We do, but mostly peripheral cities around existing core cities, because there are geographical/resource things that make city building make sense, and -- other than with discovery of new resources (or technological/economic change making known but not economically exploitable resources exploitable), or some massive project that we have some reason to keep distant from existing settlement -- the places that make sense to build large population agglomerations already have them.

Advances in urban design (or changes in urban design fashion) don't create new city locations, so they mostly lead to redevelopment, not new cities.

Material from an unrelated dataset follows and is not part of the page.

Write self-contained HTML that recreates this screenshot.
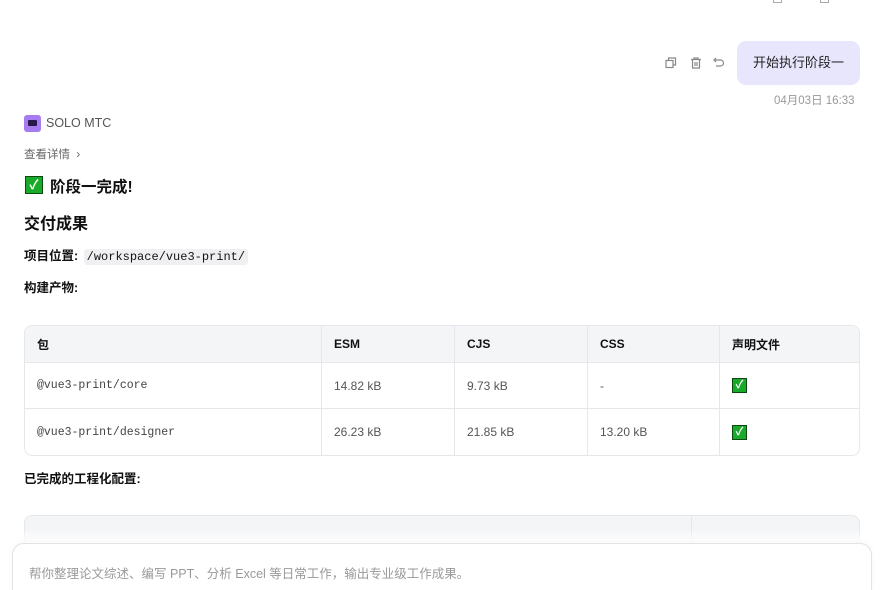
<!DOCTYPE html>
<html><head><meta charset="utf-8"><style>
*{box-sizing:border-box;margin:0;padding:0}
html,body{width:881px;height:590px;overflow:hidden}
body{background:#fff;font-family:"Liberation Sans","Noto Sans CJK SC",sans-serif;color:#1f1f1f;position:relative}
.a{position:absolute}
table{position:absolute;left:24px;top:325px;width:836px;border-collapse:separate;border-spacing:0;border:1px solid #e5e7eb;border-radius:8px;overflow:hidden;font-size:12px}
td,th{border-right:1px solid #e5e7eb;border-bottom:1px solid #e5e7eb;padding:0 12px;text-align:left}
th{background:#f4f5f7;height:37px;font-weight:bold;color:#111}
td{height:46px;color:#555}
tr:last-child td{border-bottom:none}
td:last-child,th:last-child{border-right:none}
.mono{font-family:"Liberation Mono",monospace;font-size:11.5px;color:#444}
.ck{display:inline-block;width:15px;height:15px;background:#1aaa2a;border:1px solid #0a4a10;color:#fff;font-size:11px;line-height:13px;text-align:center;font-weight:bold;vertical-align:middle}
</style></head><body>
<div class="a" style="left:773px;top:-6px;width:9px;height:9px;border:1.3px solid #aaa"></div>
<div class="a" style="left:820px;top:-6px;width:9px;height:9px;border:1.3px solid #aaa"></div>
<svg class="a" style="left:664px;top:56px" width="14" height="14" viewBox="0 0 14 14" fill="none" stroke="#888" stroke-width="1.2"><rect x="2" y="4.5" width="7" height="7"/><path d="M4.5 4.5V2h7v7H9"/></svg>
<svg class="a" style="left:689px;top:56px" width="14" height="14" viewBox="0 0 14 14" fill="none" stroke="#888" stroke-width="1.2"><path d="M2 3.5h10M5 3.5V2h4v1.5M3.5 3.5v8.5h7V3.5M6 6v4M8 6v4"/></svg>
<svg class="a" style="left:712px;top:56px" width="14" height="14" viewBox="0 0 14 14" fill="none" stroke="#888" stroke-width="1.2"><path d="M4 2L2 4l2 2M2 4h6.5a3 3 0 010 6H4"/></svg>
<div class="a" style="left:737px;top:41px;width:123px;height:44px;background:#e8e6fd;border-radius:9px;font-size:13px;line-height:44px;text-align:center;color:#222">开始执行阶段一</div>
<div class="a" style="left:774px;top:92px;font-size:11.5px;color:#999">04月03日 16:33</div>
<div class="a" style="left:24px;top:115px;width:17px;height:17px;background:#a67cf0;border-radius:3px"><div style="position:absolute;left:4px;top:5px;width:9px;height:6px;background:#2a1a4a;border-radius:1px"></div></div>
<div class="a" style="left:46px;top:116px;font-size:12.5px;color:#555">SOLO MTC</div>
<div class="a" style="left:24px;top:146px;font-size:11.5px;color:#666">查看详情 &nbsp;›</div>
<div class="a" style="left:25px;top:176px;width:18px;height:18px;background:#1aaa2a;border:1.5px solid #0a4a10;color:#fff;font-size:13px;line-height:15px;text-align:center;font-weight:bold">✓</div>
<div class="a" style="left:50px;top:175px;font-size:15.5px;font-weight:bold;color:#111">阶段一完成!</div>
<div class="a" style="left:24px;top:210px;font-size:16px;font-weight:bold;color:#111">交付成果</div>
<div class="a" style="left:24px;top:245px;font-size:12.5px;font-weight:bold;color:#111">项目位置: <span style="font-family:'Liberation Mono',monospace;font-weight:normal;font-size:12px;background:#f0f0f2;border-radius:3px;padding:1px 3px;margin-left:2px">/workspace/vue3-print/</span></div>
<div class="a" style="left:24px;top:277px;font-size:12.5px;font-weight:bold;color:#111">构建产物:</div>
<table>
<tr><th style="width:297px">包</th><th style="width:133px">ESM</th><th style="width:133px">CJS</th><th style="width:132px">CSS</th><th>声明文件</th></tr>
<tr><td class="mono">@vue3-print/core</td><td>14.82 kB</td><td>9.73 kB</td><td>-</td><td><span class="ck">✓</span></td></tr>
<tr><td class="mono">@vue3-print/designer</td><td>26.23 kB</td><td>21.85 kB</td><td>13.20 kB</td><td><span class="ck">✓</span></td></tr>
</table>
<div class="a" style="left:24px;top:468px;font-size:12.5px;font-weight:bold;color:#111">已完成的工程化配置:</div>
<div class="a" style="left:24px;top:515px;width:836px;height:40px;background:#f4f5f7;border:1px solid #e5e7eb;border-radius:8px 8px 0 0"><div style="position:absolute;left:666px;top:0;width:1px;height:40px;background:#e5e7eb"></div></div>
<div class="a" style="left:0;top:530px;width:881px;height:60px;background:linear-gradient(rgba(255,255,255,0),#fff 20%)"></div>
<div class="a" style="left:12px;top:543px;width:860px;height:60px;background:#fff;border:1px solid #e2e2e8;border-radius:12px;box-shadow:0 -2px 6px rgba(0,0,0,0.03)"></div>
<div class="a" style="left:29px;top:563px;font-size:12.5px;color:#999">帮你整理论文综述、编写 PPT、分析 Excel 等日常工作，输出专业级工作成果。</div>
</body></html>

In places where humans have been a long town you simply dont create new cities. In a place like Switzerland I could imagine what that would even look like.

There are villages everywhere, some grew and became small cities, some slighly larger and do on.

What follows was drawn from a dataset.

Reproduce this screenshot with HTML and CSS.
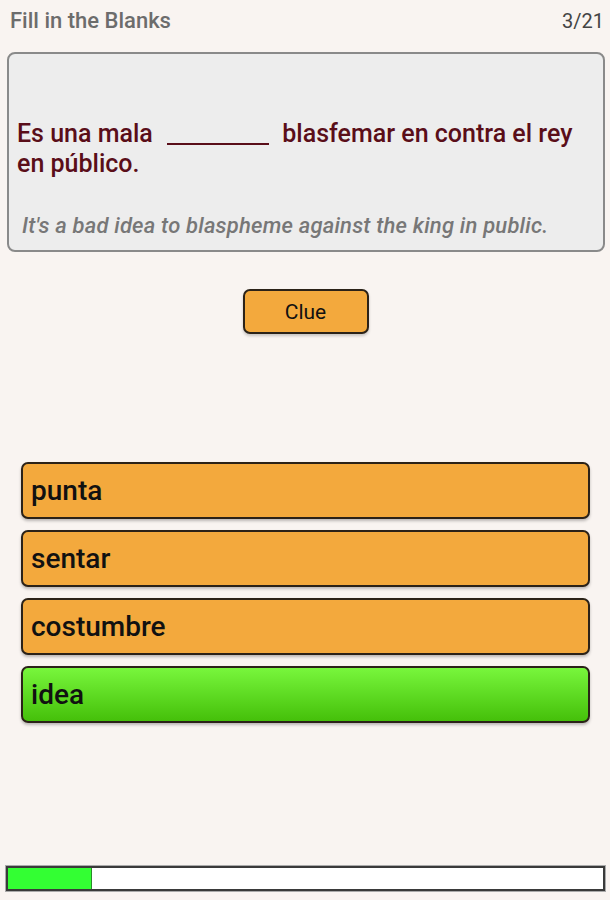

Founding city only happens if you move lots of people into a lightly lived in area or during a massive population boom due to agroculture.

And you dont need new cities to build great infrastrucute. Look at Istanbul. One of the oldest cities and yet the are massivly building out public infrastructure.

Copenhagen just added a totally modern subway. Amsterdam and co have totally revolutionized cycling in the last decades.

The bones of a city arnt that different. People still happly live in 300 year old city houses just fine. There is little point rebuilding that stuff.

There are cities that are 1000+ years old and feel totally modern. Its all about continual improvment and iteration.

Most by design cities embrace a bunch of terrible hype ideas. And even in the very best case, like Australia for example, the result isnt better then the older cities.

Cities are large enough that you can do large scale expermients within them. Transform one part of town with new methods.

The main reason is that the developed world is developed. There are existing cities that attract new people. Cities need to have a reason, midsize ones have position and big ones are big. A new greenfield city has neither of those.

The US has been making new cities, or at least growing smaller ones. Many of the metros in US like Phoenix, Miami, Tampa, and Orlando were small 50 years ago and barely existed before WW2.

There are lots of new cities in China. Shenzhen was a village 50 years ago and has 17 million people today.

In Finland and I guess most of Europe, every second city/town was founded because an industrialist put their factories in an area and the factories needed humans to live nearby.
I disagree to most German towns.
Yeah, after a bit of thought, this probably doesn't apply to the older nations almost at all.
That hilarously inaccurate. Most towns are far older then the industrial revolution.